Solving Downtime: How Redundant Cooling Eliminates Failures in Skid‑Based Data Centers
Modern data centers concentrate unprecedented heat loads into compact footprints. Cooling failures in high-density data centers can cause significant operational disruptions and financial losses, making redundant cooling infrastructure essential to maintaining uptime.
In modular, skid-based systems, redundant cooling is achieved by engineering backup pumps, heat exchangers, filters, and control paths so maintenance or a fault never compromises flow or thermal stability.
This article explains how redundancy is built into skid-mounted Cooling Distribution Units (CDUs), the architectures that eliminate single points of failure, and the operational practices that keep mission-critical cooling ready—supporting data center uptime, lowering downtime costs, and aligning with compliance expectations.
Importance of Redundant Cooling for Data Center Uptime
Cooling is not a comfort feature; it is mission-critical infrastructure. Thermal excursions can throttle compute, trigger protective shutdowns, or permanently damage hardware.

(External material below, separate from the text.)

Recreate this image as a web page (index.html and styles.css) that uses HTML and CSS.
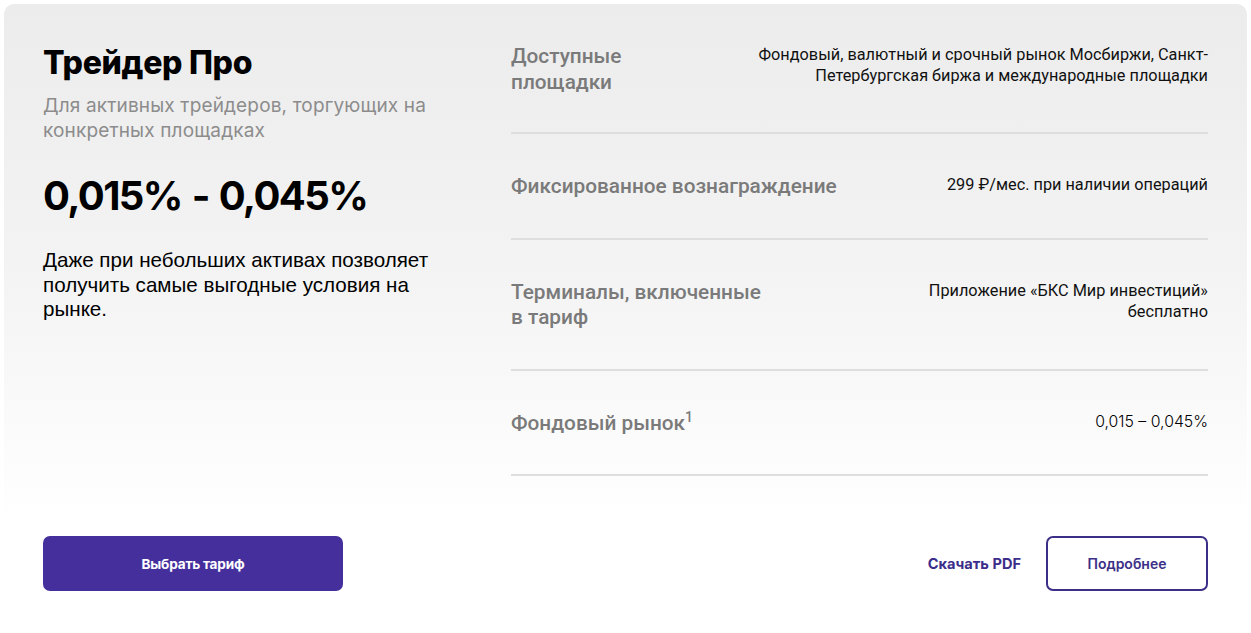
FILE: index.html
```html
<!DOCTYPE html>
<html lang="ru">
<head>
<meta charset="utf-8">
<title>Трейдер Про</title>
<link rel="stylesheet" href="styles.css">
</head>
<body>
<div class="page">
  <section class="card">
    <div class="intro">
      <h1 class="title">Трейдер Про</h1>
      <p class="subtitle">Для активных трейдеров, торгующих на конкретных площадках</p>
      <div class="price">0,015% - 0,045%</div>
      <p class="desc">Даже при небольших активах позволяет получить самые выгодные условия на рынке.</p>
    </div>
    <div class="specs">
      <div class="row">
        <div class="label">Доступные<br>площадки</div>
        <div class="value">Фондовый, валютный и срочный рынок Мосбиржи, Санкт-Петербургская биржа и международные площадки</div>
      </div>
      <div class="row">
        <div class="label">Фиксированное вознаграждение</div>
        <div class="value">299 ₽/мес. при наличии операций</div>
      </div>
      <div class="row">
        <div class="label">Терминалы, включенные<br>в тариф</div>
        <div class="value">Приложение «БКС Мир инвестиций»<br>бесплатно</div>
      </div>
      <div class="row">
        <div class="label">Фондовый рынок<sup>1</sup></div>
        <div class="value value-alt">0,015 – 0,045%</div>
      </div>
    </div>
  </section>
  <div class="actions">
    <button class="btn btn-primary">Выбрать тариф</button>
    <div class="actions-right">
      <a class="link-pdf" href="#">Скачать PDF</a>
      <button class="btn btn-outline">Подробнее</button>
    </div>
  </div>
</div>
</body>
</html>
```
FILE: styles.css
```css
* { box-sizing: border-box; }
html, body { margin: 0; padding: 0; background: #fff; }
body { font-family: Inter, "Liberation Sans", sans-serif; color: #000; }
.page { padding: 4px 4px 0 4px; width: 1251px; }
.card {
  display: flex;
  border-radius: 10px;
  background: linear-gradient(to bottom, #ececec 0%, #f3f3f3 50%, #ffffff 100%);
  padding: 40px 39px 46px 39px;
  height: 518px;
}
.intro { width: 420px; flex: none; }
.title {
  margin: 0;
  font-family: Inter, sans-serif;
  font-weight: 800;
  font-size: 32px;
  line-height: 38px;
  letter-spacing: -0.3px;
}
.subtitle {
  margin: 11px 0 0;
  font-family: Inter, sans-serif;
  font-size: 19px;
  line-height: 25px;
  color: #8c8c8c;
  letter-spacing: 0.15px;
  width: 410px;
}
.price {
  margin-top: 28px;
  font-family: Inter, sans-serif;
  font-weight: 700;
  font-size: 40px;
  line-height: 50px;
  letter-spacing: -1.6px;
  word-spacing: 2px;
}
.desc {
  margin: 27px 0 0;
  font-family: "Liberation Sans", Arial, sans-serif;
  font-size: 20.6px;
  line-height: 24.5px;
  width: 405px;
}
.specs { margin-left: 48px; flex: 1; }
.row {
  display: flex;
  justify-content: space-between;
  align-items: flex-start;
  padding: 0 0 37px;
  border-bottom: 2px solid #dedede;
}
.row + .row { padding-top: 40px; padding-bottom: 38px; }
.label {
  font-family: Roboto, sans-serif;
  font-weight: 500;
  font-size: 20.8px;
  line-height: 25.5px;
  color: #7a7a7a;
}
.label sup { font-size: 14px; line-height: 0; vertical-align: 8px; color: #7a7a7a; }
.value {
  font-family: Roboto, sans-serif;
  font-size: 16.3px;
  line-height: 21px;
  text-align: right;
  color: #111;
  max-width: 470px;
}
.value-alt { font-family: Inter, sans-serif; font-weight: 300; font-size: 15.8px; color: #000; }
.actions {
  display: flex;
  justify-content: space-between;
  align-items: center;
  padding: 14px 39px 0 39px;
}
.actions-right { display: flex; align-items: center; gap: 25px; }
.btn {
  height: 55px;
  border-radius: 7px;
  font-family: Inter, sans-serif;
  font-weight: 700;
  font-size: 14px;
  cursor: pointer;
}
.btn-primary {
  width: 300px;
  background: #442f9d;
  color: #fff;
  border: none;
  font-size: 13.6px;
  letter-spacing: -0.2px;
}
.btn-outline {
  width: 162px;
  background: #fff;
  color: #3c2f88;
  border: 2px solid #3c2f88;
  font-weight: 600;
}
.link-pdf {
  font-family: Inter, sans-serif;
  font-weight: 700;
  font-size: 14.6px;
  color: #3b2d8a;
  text-decoration: none;
}
```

Because the financial and reputational impacts of outages are severe, redundant cooling is a non-negotiable requirement in uptime-focused facilities and is commonly embedded in customer SLAs and audit frameworks.
Cooling systems in data centers are designed so they don’t shut down when something goes wrong. If an alarm occurs, the system keeps running while operators address the issue, because losing cooling isn’t an option. — Trent Bullock
Redundant cooling means designing systems with backup capacity and components—extra pumps, parallel heat exchangers, and failover controls—so any single failure or maintenance action does not interrupt service. In high-density environments, this architecture preserves data center uptime and minimizes thermal risk, directly mitigating losses highlighted in industry research.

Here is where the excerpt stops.